- [EXERCISE]:
Write out the data below in full, unchanged, minus the images.

>>>>>

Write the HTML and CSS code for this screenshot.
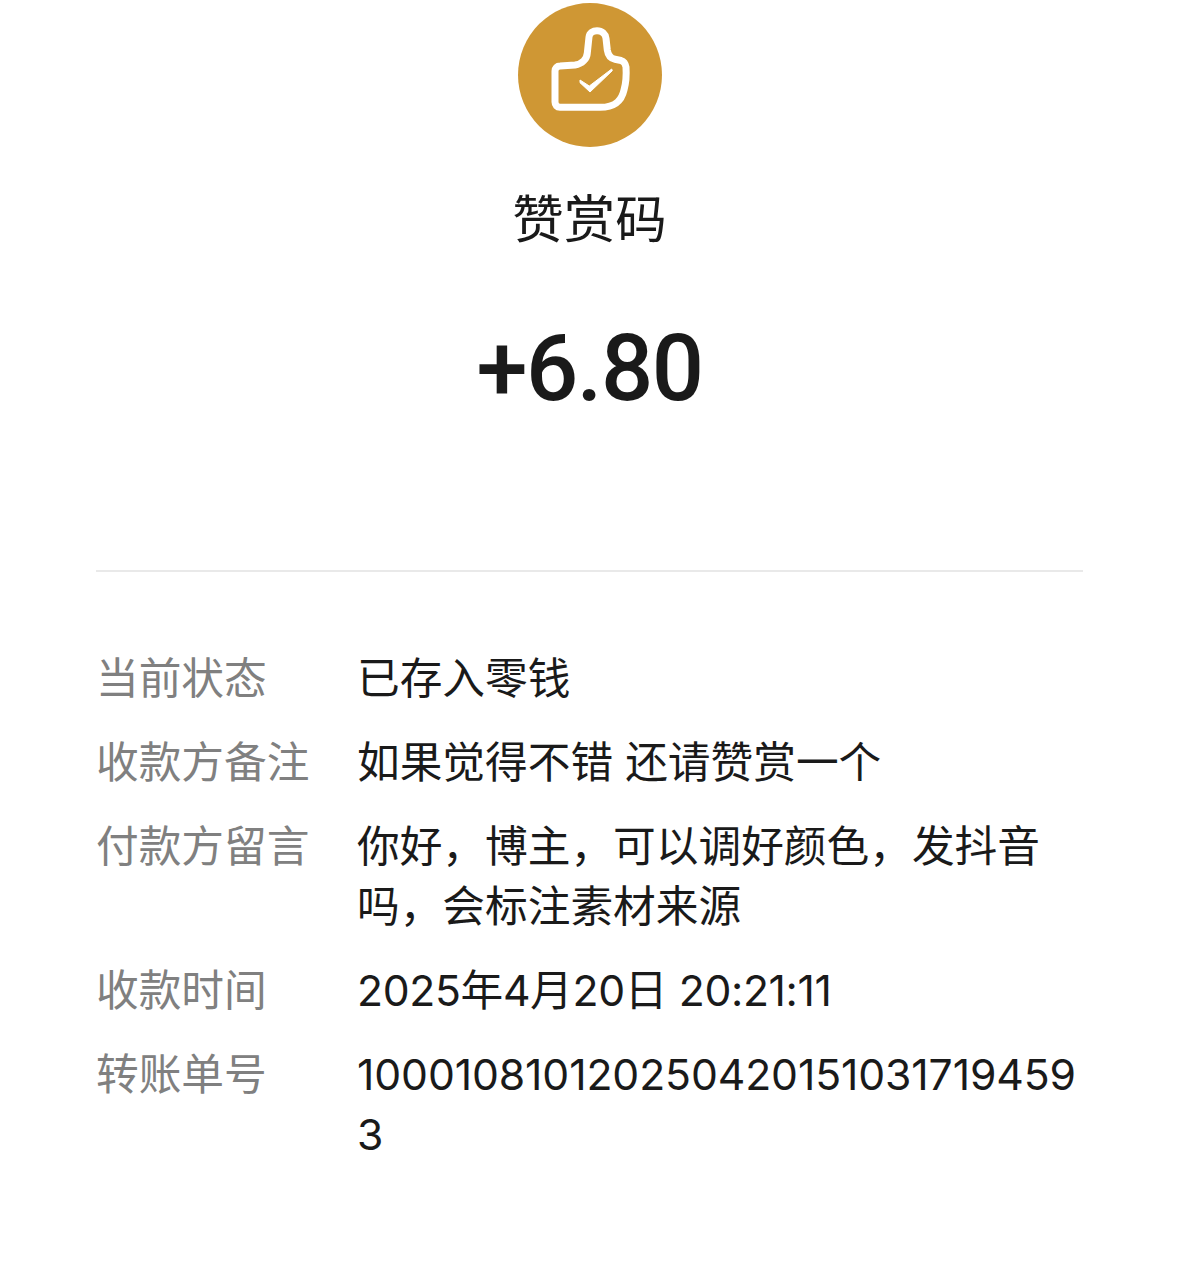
FILE: index.html
```html
<!DOCTYPE html>
<html lang="zh-CN">
<head>
    <meta charset="UTF-8">
    <title>赞赏码</title>
    <link rel="stylesheet" href="styles.css">
</head>
<body>
    <div class="top">
        <div class="logo">
            <svg width="144" height="144" viewBox="0 0 144 144" fill="none">
                <path d="M37 68 C37 65 39 63 42 63 L57 62 C64 61 69 56 69.300 50 L71 34 C71.500 30 75 27.700 79 27.700 C84 27.700 87.500 31 88 35.300 L89.300 47 C90 52 93 55.500 97 56.300 L103 57.500 C106 58.500 107.500 61 108 64 C108.500 72 108 80 106 87 C104 96 98.700 104.300 82 104.300 L42 104.300 C39 104.300 37 102 37 99 Z" stroke="#fff" stroke-width="7" stroke-linejoin="round"/>
                <path d="M62 77 L71.300 83 L93.700 66 L94.300 67.700 L72 89 L62 79.700 Z" fill="#fff" stroke="#fff" stroke-width="1" stroke-linejoin="round"/>
            </svg>
        </div>
        <div class="name">赞赏码</div>
        <div class="amount">+6.80</div>
    </div>
    <div class="line"></div>
    <div class="rows">
        <div class="row"><div class="label">当前状态</div><div class="value">已存入零钱</div></div>
        <div class="row"><div class="label">收款方备注</div><div class="value">如果觉得不错 还请赞赏一个</div></div>
        <div class="row"><div class="label">付款方留言</div><div class="value">你好，博主，可以调好颜色，发抖音吗，会标注素材来源</div></div>
        <div class="row"><div class="label">收款时间</div><div class="value time">2025年4月20日 20:21:11</div></div>
        <div class="row"><div class="label">转账单号</div><div class="value number">100010810120250420151031719459 3</div></div>
    </div>
</body>
</html>
```

FILE: styles.css
```css
body {
    margin: 0;
    background-color: #fff;
    font-family: Inter, "Noto Sans CJK SC", sans-serif;
    overflow: hidden;
}
.top {
    display: flex;
    flex-direction: column;
    align-items: center;
    padding-top: 3px;
}
.logo {
    width: 144px;
    height: 144px;
    border-radius: 50%;
    background-color: #cf9734;
}
.logo svg {
    display: block;
}
.name {
    margin-top: 39px;
    font-family: "Noto Sans CJK SC", sans-serif;
    font-size: 51.500px;
    line-height: 60px;
    color: #1a1a1a;
}
.amount {
    margin-top: 68px;
    font-family: Roboto, sans-serif;
    font-size: 92px;
    line-height: 110px;
    font-weight: 500;
    letter-spacing: -1.500px;
    color: #1a1a1a;
}
.line {
    margin: 146px 96px 0;
    height: 2px;
    background-color: #e9e9e9;
}
.rows {
    margin: 77px 96px 0;
}
.row {
    display: flex;
    font-size: 42.700px;
    line-height: 60px;
    margin-bottom: 24px;
    color: #1a1a1a;
}
.label {
    width: 261px;
    flex-shrink: 0;
    color: #808080;
}
.value {
    flex: 1;
    word-break: break-all;
}
.time {
    letter-spacing: -0.350px;
}
.number {
    letter-spacing: -0.110px;
}
```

<<<<<

- [FINAL RESULT]:
Write the HTML and CSS code for this screenshot.
FILE: index.html
```html
<!DOCTYPE html>
<html lang="zh-CN">
<head>
    <meta charset="UTF-8">
    <title>赞赏码</title>
    <link rel="stylesheet" href="styles.css">
</head>
<body>
    <div class="top">
        <div class="logo">
            <svg width="144" height="144" viewBox="0 0 144 144" fill="none">
                <path d="M37 68 C37 65 39 63 42 63 L57 62 C64 61 69 56 69.300 50 L71 34 C71.500 30 75 27.700 79 27.700 C84 27.700 87.500 31 88 35.300 L89.300 47 C90 52 93 55.500 97 56.300 L103 57.500 C106 58.500 107.500 61 108 64 C108.500 72 108 80 106 87 C104 96 98.700 104.300 82 104.300 L42 104.300 C39 104.300 37 102 37 99 Z" stroke="#fff" stroke-width="7" stroke-linejoin="round"/>
                <path d="M62 77 L71.300 83 L93.700 66 L94.300 67.700 L72 89 L62 79.700 Z" fill="#fff" stroke="#fff" stroke-width="1" stroke-linejoin="round"/>
            </svg>
        </div>
        <div class="name">赞赏码</div>
        <div class="amount">+6.80</div>
    </div>
    <div class="line"></div>
    <div class="rows">
        <div class="row"><div class="label">当前状态</div><div class="value">已存入零钱</div></div>
        <div class="row"><div class="label">收款方备注</div><div class="value">如果觉得不错 还请赞赏一个</div></div>
        <div class="row"><div class="label">付款方留言</div><div class="value">你好，博主，可以调好颜色，发抖音吗，会标注素材来源</div></div>
        <div class="row"><div class="label">收款时间</div><div class="value time">2025年4月20日 20:21:11</div></div>
        <div class="row"><div class="label">转账单号</div><div class="value number">100010810120250420151031719459 3</div></div>
    </div>
</body>
</html>
```

FILE: styles.css
```css
body {
    margin: 0;
    background-color: #fff;
    font-family: Inter, "Noto Sans CJK SC", sans-serif;
    overflow: hidden;
}
.top {
    display: flex;
    flex-direction: column;
    align-items: center;
    padding-top: 3px;
}
.logo {
    width: 144px;
    height: 144px;
    border-radius: 50%;
    background-color: #cf9734;
}
.logo svg {
    display: block;
}
.name {
    margin-top: 39px;
    font-family: "Noto Sans CJK SC", sans-serif;
    font-size: 51.500px;
    line-height: 60px;
    color: #1a1a1a;
}
.amount {
    margin-top: 68px;
    font-family: Roboto, sans-serif;
    font-size: 92px;
    line-height: 110px;
    font-weight: 500;
    letter-spacing: -1.500px;
    color: #1a1a1a;
}
.line {
    margin: 146px 96px 0;
    height: 2px;
    background-color: #e9e9e9;
}
.rows {
    margin: 77px 96px 0;
}
.row {
    display: flex;
    font-size: 42.700px;
    line-height: 60px;
    margin-bottom: 24px;
    color: #1a1a1a;
}
.label {
    width: 261px;
    flex-shrink: 0;
    color: #808080;
}
.value {
    flex: 1;
    word-break: break-all;
}
.time {
    letter-spacing: -0.350px;
}
.number {
    letter-spacing: -0.110px;
}
```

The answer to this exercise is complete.